The Baseline scenario, totalling Rs 3,548.7 crore, follows a similar tapering pattern but with proportionally larger cluster-system investment (Rs400 crore total) and O&M support that climbs to Rs 122 crore by Year 10. This is projected to generate 25,546 jobs and 624 enterprises.
The Ambitious scenario reaches Rs 4,877.7 crore over ten years, with the largest single line item being cluster systems at Rs 658.7 crore, by far the dominant driver , and O&M support scaling up to Rs 230 crore in Year 10. This scenario projects 38,509 jobs and 1,010 enterprises, and the document’s own framing is notable: moving from Conservative to Ambitious adds roughly 22,750 jobs and 652 enterprises for a 75 per cent increase in spending, which the policy explicitly characterises as “high” marginal return.
Across all three scenarios, the financing logic stays the same: Central Schemes and Missions are expected to supply more than half the total funding.
Market Support
Two other provisions in the draft policy stand out because they received little attention in the earlier version. One relates to market development for circular economy products. The policy identifies the Government e-Marketplace (GeM) portal as the primary and most reliable source of demand for products such as compost and recycled materials.
The policy proposes a J&K Circular Economy Digital Ledger to monitor material flows across Urban Local Bodies and waste management clusters, alongside a dedicated ULB dashboard and compliance module.
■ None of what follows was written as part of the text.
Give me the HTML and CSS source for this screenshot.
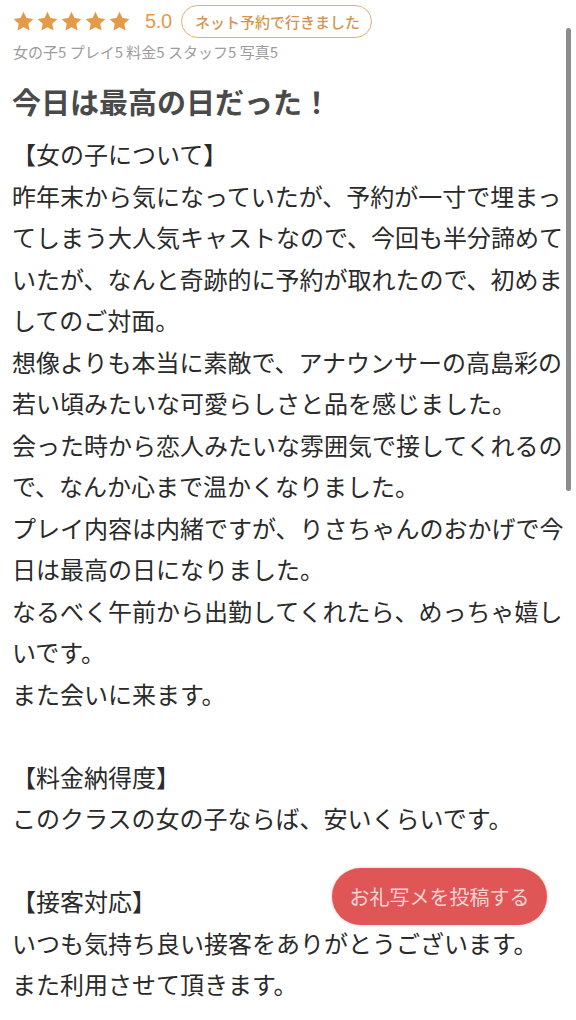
FILE: index.html
```html
<!DOCTYPE html>
<html lang="ja">
<head>
<meta charset="utf-8">
<link rel="stylesheet" href="styles.css">
</head>
<body>
<div class="page">
  <div class="rating-row">
    <div class="stars">
      <svg class="star" viewBox="0 0 24 24"><path d="M12 1.8l3.1 6.6 7.2.9-5.3 5 1.4 7.1L12 17.9l-6.4 3.5 1.4-7.1-5.3-5 7.2-.9z"/></svg>
      <svg class="star" viewBox="0 0 24 24"><path d="M12 1.8l3.1 6.6 7.2.9-5.3 5 1.4 7.1L12 17.9l-6.4 3.5 1.4-7.1-5.3-5 7.2-.9z"/></svg>
      <svg class="star" viewBox="0 0 24 24"><path d="M12 1.8l3.1 6.6 7.2.9-5.3 5 1.4 7.1L12 17.9l-6.4 3.5 1.4-7.1-5.3-5 7.2-.9z"/></svg>
      <svg class="star" viewBox="0 0 24 24"><path d="M12 1.8l3.1 6.6 7.2.9-5.3 5 1.4 7.1L12 17.9l-6.4 3.5 1.4-7.1-5.3-5 7.2-.9z"/></svg>
      <svg class="star" viewBox="0 0 24 24"><path d="M12 1.8l3.1 6.6 7.2.9-5.3 5 1.4 7.1L12 17.9l-6.4 3.5 1.4-7.1-5.3-5 7.2-.9z"/></svg>
    </div>
    <span class="score">5.0</span>
    <span class="badge">ネット予約で行きました</span>
  </div>
  <div class="sub">女の子5 プレイ5 料金5 スタッフ5 写真5</div>
  <h1 class="title">今日は最高の日だった！</h1>
  <div class="body">
    <p>【女の子について】</p>
    <p>昨年末から気になっていたが、予約が一寸で埋まってしまう大人気キャストなので、今回も半分諦めていたが、なんと奇跡的に予約が取れたので、初めましてのご対面。</p>
    <p>想像よりも本当に素敵で、アナウンサーの高島彩の若い頃みたいな可愛らしさと品を感じました。</p>
    <p>会った時から恋人みたいな雰囲気で接してくれるので、なんか心まで温かくなりました。</p>
    <p>プレイ内容は内緒ですが、りさちゃんのおかげで今日は最高の日になりました。</p>
    <p>なるべく午前から出勤してくれたら、めっちゃ嬉しいです。</p>
    <p>また会いに来ます。</p>
    <p class="blank">&nbsp;</p>
    <p>【料金納得度】</p>
    <p>このクラスの女の子ならば、安いくらいです。</p>
    <p class="blank">&nbsp;</p>
    <p>【接客対応】</p>
    <p>いつも気持ち良い接客をありがとうございます。</p>
    <p>また利用させて頂きます。</p>
  </div>
</div>
<div class="scrollbar"></div>
<a class="post-btn">お礼写メを投稿する</a>
</body>
</html>
```

FILE: styles.css
```css
html, body {
  margin: 0;
  padding: 0;
  background: #ffffff;
}
body {
  font-family: "Noto Sans CJK JP", "Noto Sans", sans-serif;
  color: #2b2b2b;
  overflow: hidden;
  height: 1020px;
}
.page {
  padding: 4px 12px 0 12px;
}
.rating-row {
  display: flex;
  align-items: center;
  height: 34px;
}
.stars {
  display: flex;
  gap: 1px;
}
.star {
  width: 23px;
  height: 23px;
  fill: #e59a48;
}
.score {
  font-family: "Liberation Sans", Arial, sans-serif;
  font-size: 20px;
  color: #e59a48;
  margin-left: 14px;
  letter-spacing: -0.3px;
}
.badge {
  margin-left: 9px;
  height: 33px;
  box-sizing: border-box;
  border: 1.5px solid #e3ad75;
  border-radius: 17px;
  padding: 0 11px 0 13px;
  display: flex;
  align-items: center;
  font-size: 15px;
  font-weight: 500;
  color: #d4954f;
  line-height: 1;
  white-space: nowrap;
}
.sub {
  margin-top: 4px;
  font-size: 15px;
  color: #9c9c9c;
  line-height: 20px;
  padding-left: 1px;
}
.title {
  margin: 19px 0 0 0;
  font-size: 29px;
  font-weight: 700;
  color: #4a4a4a;
  line-height: 40px;
}
.body {
  margin-top: 12px;
  font-size: 24px;
  line-height: 41.5px;
  color: #2a2a2a;
}
.body p {
  margin: 0;
}
.scrollbar {
  position: absolute;
  left: 566px;
  top: 28px;
  width: 5px;
  height: 463px;
  border-radius: 3px;
  background: #8c8c8c;
}
.post-btn {
  position: absolute;
  left: 332px;
  top: 868px;
  width: 215px;
  height: 57px;
  border-radius: 29px;
  background: #e05656;
  color: #f8d3d3;
  font-size: 20px;
  display: flex;
  align-items: center;
  justify-content: center;
  box-shadow: 0 0 3px rgba(224, 86, 86, 0.4);
}
```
The draft also lays out, for the first time, a four-phase implementation timeline. A Preparatory phase of zero to 12 months covers institutional activation; a Roll-Out phase up to three years covers pilot clusters; a Scale-Up phase up to five years and a decade long Consolidation phase.
The first version was an attempt to offer magnitude of the crisis. The second version attempts to fix it. What the new draft cannot do, by its own admission, is guarantee that any of this gets built. It remains, as of this writing, in inter-departmental consultation travelling between officers, tables and computers. Until that distance closes, the waste will keep piling up. And the wealth within it will keep being lost.